*Provided data:*
/---

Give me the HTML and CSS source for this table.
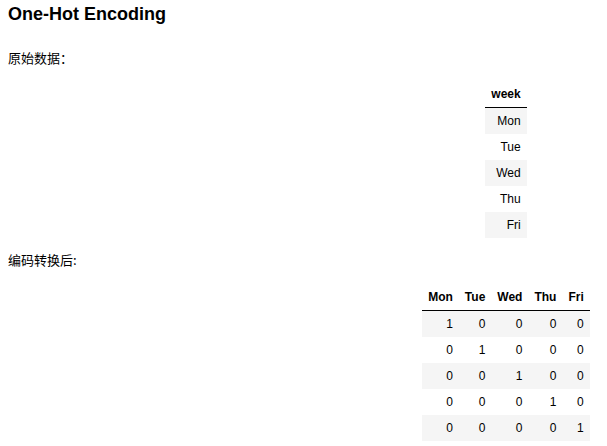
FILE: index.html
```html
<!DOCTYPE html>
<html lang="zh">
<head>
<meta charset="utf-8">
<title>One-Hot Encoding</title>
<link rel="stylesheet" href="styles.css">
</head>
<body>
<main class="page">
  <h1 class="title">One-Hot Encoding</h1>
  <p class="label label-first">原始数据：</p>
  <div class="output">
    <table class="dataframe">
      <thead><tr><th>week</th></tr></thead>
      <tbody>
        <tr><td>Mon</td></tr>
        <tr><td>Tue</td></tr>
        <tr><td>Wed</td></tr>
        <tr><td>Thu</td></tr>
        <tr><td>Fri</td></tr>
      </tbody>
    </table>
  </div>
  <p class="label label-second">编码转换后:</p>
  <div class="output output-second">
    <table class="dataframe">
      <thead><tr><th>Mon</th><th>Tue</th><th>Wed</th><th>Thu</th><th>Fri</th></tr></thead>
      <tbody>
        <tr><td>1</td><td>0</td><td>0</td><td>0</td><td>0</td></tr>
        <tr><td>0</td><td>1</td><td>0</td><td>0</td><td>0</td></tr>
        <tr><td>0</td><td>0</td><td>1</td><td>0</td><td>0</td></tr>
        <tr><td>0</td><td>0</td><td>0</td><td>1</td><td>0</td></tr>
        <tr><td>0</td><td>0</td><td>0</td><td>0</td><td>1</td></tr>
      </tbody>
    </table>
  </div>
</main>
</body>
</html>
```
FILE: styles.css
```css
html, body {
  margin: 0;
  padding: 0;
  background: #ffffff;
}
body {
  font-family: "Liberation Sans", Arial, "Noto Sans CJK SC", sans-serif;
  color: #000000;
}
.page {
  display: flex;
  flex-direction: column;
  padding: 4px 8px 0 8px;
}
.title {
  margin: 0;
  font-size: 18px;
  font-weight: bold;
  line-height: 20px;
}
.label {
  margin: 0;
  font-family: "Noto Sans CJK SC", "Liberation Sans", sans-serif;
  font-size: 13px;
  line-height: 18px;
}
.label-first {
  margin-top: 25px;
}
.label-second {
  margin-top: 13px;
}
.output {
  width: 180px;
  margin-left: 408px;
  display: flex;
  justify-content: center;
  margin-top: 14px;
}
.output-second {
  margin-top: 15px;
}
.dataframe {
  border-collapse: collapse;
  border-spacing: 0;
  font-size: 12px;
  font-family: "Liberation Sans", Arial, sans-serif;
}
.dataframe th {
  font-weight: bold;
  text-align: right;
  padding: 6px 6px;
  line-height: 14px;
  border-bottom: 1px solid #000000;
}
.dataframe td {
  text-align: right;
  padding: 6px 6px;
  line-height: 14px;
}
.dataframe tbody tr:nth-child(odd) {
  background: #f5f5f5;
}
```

\---

*Required work:* Extract all the data above exactly, excluding every picture.

*Written solution:*
Give me the HTML and CSS source for this table.
FILE: index.html
```html
<!DOCTYPE html>
<html lang="zh">
<head>
<meta charset="utf-8">
<title>One-Hot Encoding</title>
<link rel="stylesheet" href="styles.css">
</head>
<body>
<main class="page">
  <h1 class="title">One-Hot Encoding</h1>
  <p class="label label-first">原始数据：</p>
  <div class="output">
    <table class="dataframe">
      <thead><tr><th>week</th></tr></thead>
      <tbody>
        <tr><td>Mon</td></tr>
        <tr><td>Tue</td></tr>
        <tr><td>Wed</td></tr>
        <tr><td>Thu</td></tr>
        <tr><td>Fri</td></tr>
      </tbody>
    </table>
  </div>
  <p class="label label-second">编码转换后:</p>
  <div class="output output-second">
    <table class="dataframe">
      <thead><tr><th>Mon</th><th>Tue</th><th>Wed</th><th>Thu</th><th>Fri</th></tr></thead>
      <tbody>
        <tr><td>1</td><td>0</td><td>0</td><td>0</td><td>0</td></tr>
        <tr><td>0</td><td>1</td><td>0</td><td>0</td><td>0</td></tr>
        <tr><td>0</td><td>0</td><td>1</td><td>0</td><td>0</td></tr>
        <tr><td>0</td><td>0</td><td>0</td><td>1</td><td>0</td></tr>
        <tr><td>0</td><td>0</td><td>0</td><td>0</td><td>1</td></tr>
      </tbody>
    </table>
  </div>
</main>
</body>
</html>
```
FILE: styles.css
```css
html, body {
  margin: 0;
  padding: 0;
  background: #ffffff;
}
body {
  font-family: "Liberation Sans", Arial, "Noto Sans CJK SC", sans-serif;
  color: #000000;
}
.page {
  display: flex;
  flex-direction: column;
  padding: 4px 8px 0 8px;
}
.title {
  margin: 0;
  font-size: 18px;
  font-weight: bold;
  line-height: 20px;
}
.label {
  margin: 0;
  font-family: "Noto Sans CJK SC", "Liberation Sans", sans-serif;
  font-size: 13px;
  line-height: 18px;
}
.label-first {
  margin-top: 25px;
}
.label-second {
  margin-top: 13px;
}
.output {
  width: 180px;
  margin-left: 408px;
  display: flex;
  justify-content: center;
  margin-top: 14px;
}
.output-second {
  margin-top: 15px;
}
.dataframe {
  border-collapse: collapse;
  border-spacing: 0;
  font-size: 12px;
  font-family: "Liberation Sans", Arial, sans-serif;
}
.dataframe th {
  font-weight: bold;
  text-align: right;
  padding: 6px 6px;
  line-height: 14px;
  border-bottom: 1px solid #000000;
}
.dataframe td {
  text-align: right;
  padding: 6px 6px;
  line-height: 14px;
}
.dataframe tbody tr:nth-child(odd) {
  background: #f5f5f5;
}
```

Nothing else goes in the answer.